The purpose of limiting the exception to WTO member countries is to ensure that states which benefit comply with the strict rules and utilise the cost-price medication only to ameliorate the health concerns in their country, rather than onsell for profit. That is because WTO members can utilise the organisation's dispute resolution framework, including sanctions, if necessary.
But this sets up an ethical conflict. In Australia's region, East Timor, for instance, is not a WTO member and may require assistance from Australia as a pharmaceutical producer if a pandemic were to occur. Black letter compliance with TRIPS would prevent Australia from assisting, but the bill rightly expands the definition beyond that in TRIPS to allow Australia to respond and help less developed countries that are outside of the WTO and are in need. The bill's intent should be supported, but the ramifications of noncompliance with the strict provisions in TRIPS, if any, remain largely unexplored.
A number of drafting issues were also pointed out to the committee, such as the terminology 'to work the invention', which is inconsistent with existing provisions in the act that state 'exploit'. The difference could limit Crown use and compulsory licensing to only utilising an existing physical manifestation of the invention, rather than being able to utilise formulas or instructions to physically make the item in the first place.
In addition, a new test, the 'reasonable requirement test' is introduced.
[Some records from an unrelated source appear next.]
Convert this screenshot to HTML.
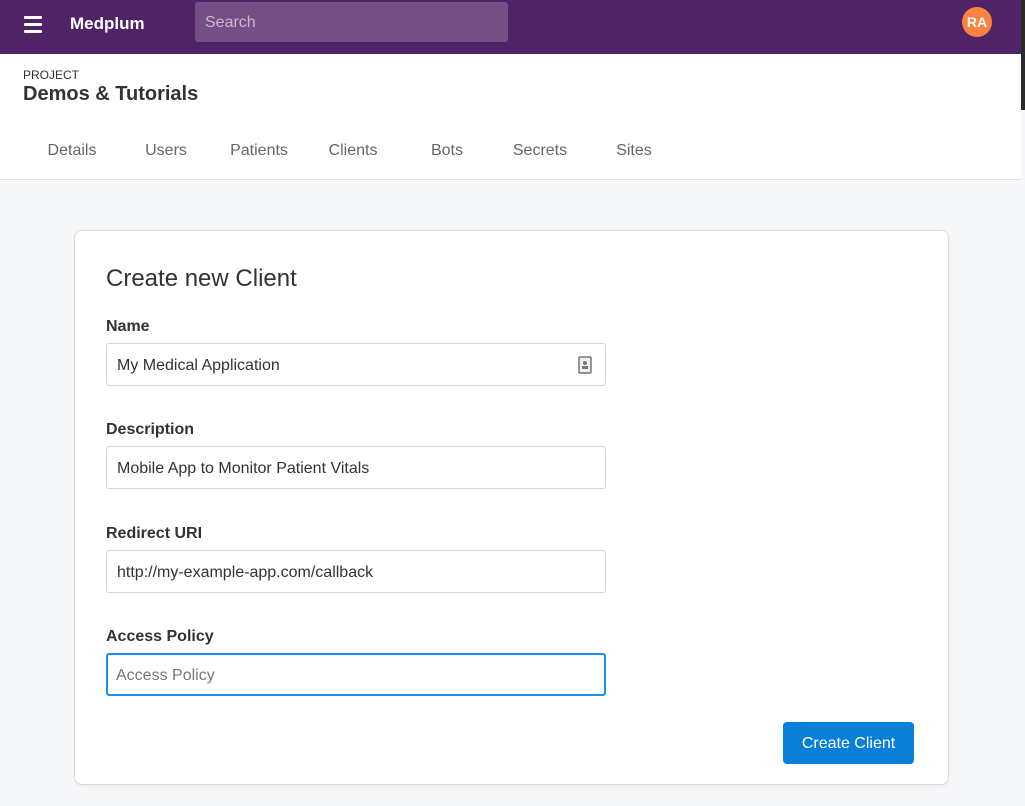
<!DOCTYPE html>
<html><head><style>
*{box-sizing:border-box;margin:0;padding:0}
body{width:1025px;height:806px;overflow:hidden;background:#f6f7f9;font-family:"Liberation Sans",sans-serif;color:#333;position:relative}
.hdr{position:absolute;left:0;top:0;width:1021px;height:54px;background:#4f2365}
.strip{position:absolute;left:1021px;top:0;width:4px;height:110px;background:#2a2a2a}
.burger{position:absolute;left:24px;top:16px;width:18px}
.burger i{display:block;height:3px;background:#fff;margin-bottom:4px;border-radius:1px}
.logo{position:absolute;left:70px;top:14px;color:#fff;font-weight:bold;font-size:17px}
.search{position:absolute;left:195px;top:2px;width:313px;height:40px;background:#744f86;border-radius:3px;color:#c8b9d0;font-size:16px;padding:12px 10px}
.av{position:absolute;left:962px;top:7px;width:30px;height:30px;border-radius:50%;background:#fb8240;color:#fff;font-weight:bold;font-size:14px;text-align:center;line-height:30px}
.top{position:absolute;left:0;top:54px;width:1021px;height:126px;background:#fff;border-bottom:1px solid #e2e2e2}
.proj{position:absolute;left:23px;top:14px;font-size:12px;color:#333}
.title{position:absolute;left:23px;top:29px;font-size:20px;font-weight:bold;color:#333}
.tab{position:absolute;top:88px;width:94px;text-align:center;font-size:16px;color:#666}
.card{position:absolute;left:74px;top:230px;width:875px;height:555px;background:#fff;border:1px solid #dcdcdc;border-radius:8px;box-shadow:0 1px 3px rgba(0,0,0,.06)}
h1{position:absolute;left:106px;top:265px;font-size:24px;font-weight:normal;color:#333}
.lbl{position:absolute;left:106px;font-size:16px;font-weight:bold;color:#333}
.inp{position:absolute;left:106px;width:500px;height:43px;border:1px solid #d6d6d6;border-radius:3px;font-size:16px;color:#333;padding:13px 10px 0;background:#fff}
.focus{border:2px solid #1a8ff0;color:#777;padding:12px 8px 0}
.btn{position:absolute;left:783px;top:722px;width:131px;height:42px;background:#0a7fd8;border-radius:4px;color:#fff;font-size:16px;text-align:center;line-height:44px}
</style></head><body>
<div class="hdr">
<div class="burger"><i></i><i></i><i></i></div>
<div class="logo">Medplum</div>
<div class="search">Search</div>
<div class="av">RA</div>
</div>
<div class="strip"></div>
<div class="top">
<div class="proj">PROJECT</div>
<div class="title">Demos &amp; Tutorials</div>
<div class="tab" style="left:25px">Details</div>
<div class="tab" style="left:119px">Users</div>
<div class="tab" style="left:212px">Patients</div>
<div class="tab" style="left:306px">Clients</div>
<div class="tab" style="left:400px">Bots</div>
<div class="tab" style="left:493px">Secrets</div>
<div class="tab" style="left:587px">Sites</div>
</div>
<div class="card"></div>
<h1>Create new Client</h1>
<div class="lbl" style="top:318px">Name</div>
<div class="inp" style="top:343px">My Medical Application
<svg style="position:absolute;right:13px;top:12px" width="14" height="18" viewBox="0 0 14 18"><rect x="1" y="1" width="12" height="16" rx="1" fill="#eee" stroke="#777" stroke-width="1.5"/><circle cx="7" cy="7" r="2" fill="#777"/><rect x="4" y="10" width="6" height="3" fill="#777"/></svg></div>
<div class="lbl" style="top:421px">Description</div>
<div class="inp" style="top:446px">Mobile App to Monitor Patient Vitals</div>
<div class="lbl" style="top:525px">Redirect URI</div>
<div class="inp" style="top:550px">http://my-example-app.com/callback</div>
<div class="lbl" style="top:628px">Access Policy</div>
<div class="inp focus" style="top:653px">Access Policy</div>
<div class="btn">Create Client</div>
</body></html>
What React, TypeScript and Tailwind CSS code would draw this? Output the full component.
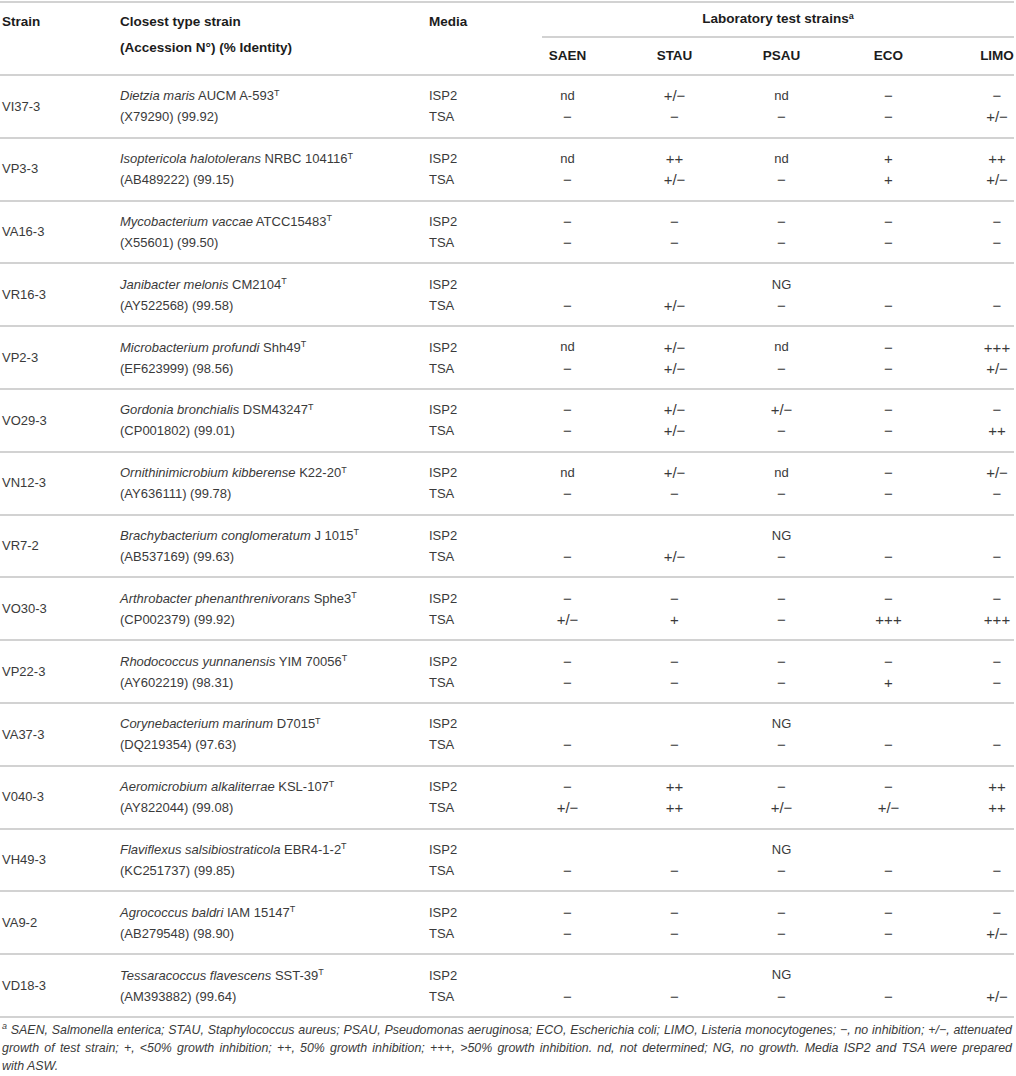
import { ReactNode } from 'react';

type Strain = {
  id: string;
  species: string;
  code: string;
  accession: string;
  isp2: string[] | 'NG';
  tsa: string[];
};

const M = '\u2212';
const PM = `+/${M}`;

const strains: Strain[] = [
  { id: 'VI37-3', species: 'Dietzia maris', code: 'AUCM A-593', accession: '(X79290) (99.92)', isp2: ['nd', PM, 'nd', M, M], tsa: [M, M, M, M, PM] },
  { id: 'VP3-3', species: 'Isoptericola halotolerans', code: 'NRBC 104116', accession: '(AB489222) (99.15)', isp2: ['nd', '++', 'nd', '+', '++'], tsa: [M, PM, M, '+', PM] },
  { id: 'VA16-3', species: 'Mycobacterium vaccae', code: 'ATCC15483', accession: '(X55601) (99.50)', isp2: [M, M, M, M, M], tsa: [M, M, M, M, M] },
  { id: 'VR16-3', species: 'Janibacter melonis', code: 'CM2104', accession: '(AY522568) (99.58)', isp2: 'NG', tsa: [M, PM, M, M, M] },
  { id: 'VP2-3', species: 'Microbacterium profundi', code: 'Shh49', accession: '(EF623999) (98.56)', isp2: ['nd', PM, 'nd', M, '+++'], tsa: [M, PM, M, M, PM] },
  { id: 'VO29-3', species: 'Gordonia bronchialis', code: 'DSM43247', accession: '(CP001802) (99.01)', isp2: [M, PM, PM, M, M], tsa: [M, PM, M, M, '++'] },
  { id: 'VN12-3', species: 'Ornithinimicrobium kibberense', code: 'K22-20', accession: '(AY636111) (99.78)', isp2: ['nd', PM, 'nd', M, PM], tsa: [M, M, M, M, M] },
  { id: 'VR7-2', species: 'Brachybacterium conglomeratum', code: 'J 1015', accession: '(AB537169) (99.63)', isp2: 'NG', tsa: [M, PM, M, M, M] },
  { id: 'VO30-3', species: 'Arthrobacter phenanthrenivorans', code: 'Sphe3', accession: '(CP002379) (99.92)', isp2: [M, M, M, M, M], tsa: [PM, '+', M, '+++', '+++'] },
  { id: 'VP22-3', species: 'Rhodococcus yunnanensis', code: 'YIM 70056', accession: '(AY602219) (98.31)', isp2: [M, M, M, M, M], tsa: [M, M, M, '+', M] },
  { id: 'VA37-3', species: 'Corynebacterium marinum', code: 'D7015', accession: '(DQ219354) (97.63)', isp2: 'NG', tsa: [M, M, M, M, M] },
  { id: 'V040-3', species: 'Aeromicrobium alkaliterrae', code: 'KSL-107', accession: '(AY822044) (99.08)', isp2: [M, '++', M, M, '++'], tsa: [PM, '++', PM, PM, '++'] },
  { id: 'VH49-3', species: 'Flaviflexus salsibiostraticola', code: 'EBR4-1-2', accession: '(KC251737) (99.85)', isp2: 'NG', tsa: [M, M, M, M, M] },
  { id: 'VA9-2', species: 'Agrococcus baldri', code: 'IAM 15147', accession: '(AB279548) (98.90)', isp2: [M, M, M, M, M], tsa: [M, M, M, M, PM] },
  { id: 'VD18-3', species: 'Tessaracoccus flavescens', code: 'SST-39', accession: '(AM393882) (99.64)', isp2: 'NG', tsa: [M, M, M, M, PM] },
];

const testCols = ['SAEN', 'STAU', 'PSAU', 'ECO', 'LIMO'];

// one cell per test strain column; the last one is pushed right so its centre sits near the edge
function Cell({ idx, children }: { idx: number; children: ReactNode }) {
  return idx === 4 ? (
    <div className="w-[72px] shrink-0 pl-[38px] flex justify-center whitespace-nowrap">{children}</div>
  ) : (
    <div className="w-[107px] shrink-0 flex justify-center whitespace-nowrap">{children}</div>
  );
}

function ValueLine({ values }: { values: string[] | 'NG' }) {
  const cells = values === 'NG' ? ['', '', 'NG', '', ''] : values;
  return (
    <div className="flex h-[21px] items-center">
      {cells.map((v, i) => (
        <Cell key={i} idx={i}>
          {/[+\u2212]/.test(v) ? <span className="text-[15px] leading-[21px]">{v}</span> : v}
        </Cell>
      ))}
    </div>
  );
}

export default function App() {
  return (
    <div className="w-[1016px] bg-white pt-[1px] font-['Liberation_Sans',Arial,sans-serif] text-[13px] text-[#3a3a3a]">
      <div className="w-[1014px]">
        {/* Header */}
        <div className="flex h-[75px] border-t-2 border-b-2 border-[#d2d2d2] font-bold text-[13.5px] text-[#1c1c1c]">
          <div className="w-[120px] shrink-0 pl-[2px] pt-[6px] leading-[26px]">Strain</div>
          <div className="w-[309px] shrink-0 pt-[6px] leading-[26px]">
            Closest type strain
            <br />
            (Accession N°) (% Identity)
          </div>
          <div className="w-[85px] shrink-0 pt-[6px] leading-[26px]">Media</div>
          <div className="flex flex-1 flex-col">
            <div className="ml-[28px] flex h-[35px] items-center justify-center border-b-2 border-[#d2d2d2]">
              <span>
                Laboratory test strains<sup className="text-[9px] leading-none">a</sup>
              </span>
            </div>
            <div className="flex flex-1 items-center">
              {testCols.map((c, i) => (
                <Cell key={c} idx={i}>
                  {c}
                </Cell>
              ))}
            </div>
          </div>
        </div>

        {/* Rows */}
        {strains.map((s) => (
          <div key={s.id} className="flex h-[62.8px] items-center border-b-2 border-[#d2d2d2]">
            <div className="w-[120px] shrink-0 pl-[2px]">{s.id}</div>
            <div className="w-[309px] shrink-0 leading-[21px]">
              <div>
                <i>{s.species}</i> {s.code}
                <sup className="text-[9px]">T</sup>
              </div>
              <div>{s.accession}</div>
            </div>
            <div className="w-[85px] shrink-0 leading-[21px]">
              <div>ISP2</div>
              <div>TSA</div>
            </div>
            <div className="flex flex-1 flex-col">
              <ValueLine values={s.isp2} />
              <ValueLine values={s.tsa} />
            </div>
          </div>
        ))}
      </div>

      {/* Footnote */}
      <div className="w-[1012px] pl-[2px] pt-[3px] text-[12.4px] italic leading-[18px] text-[#3a3a3a]">
        <div className="whitespace-nowrap text-justify [text-align-last:justify]">
          <sup className="text-[9px] leading-none">a</sup> SAEN, Salmonella enterica; STAU, Staphylococcus aureus; PSAU, Pseudomonas aeruginosa; ECO, Escherichia coli; LIMO, Listeria monocytogenes; {M}, no inhibition; +/{M}, attenuated
        </div>
        <div className="whitespace-nowrap text-justify [text-align-last:justify]">
          growth of test strain; +, &lt;50% growth inhibition; ++, 50% growth inhibition; +++, &gt;50% growth inhibition. nd, not determined; NG, no growth. Media ISP2 and TSA were prepared
        </div>
        <div>with ASW.</div>
      </div>
    </div>
  );
}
But the possible effects of this new test have largely been left unexamined as the committee has not had the time to further inquire.
As a result, the committee hopes that discussions on the bill in this parliament will distil greater clarity, but it is concerned that the bill is scheduled for debate in the next few sitting days, which will not allow for a more well-informed discussion or extra input from stakeholders.
The committee came to appreciate in its discussions a solid understanding of the many intricacies of patent law and intellectual property that is required to fully appreciate the impact of this bill. The rush to put it through the committee and into this parliament with less than desirable consultation has the potential to produce many unintended consequences in a system that has remained reliable for over 100 years.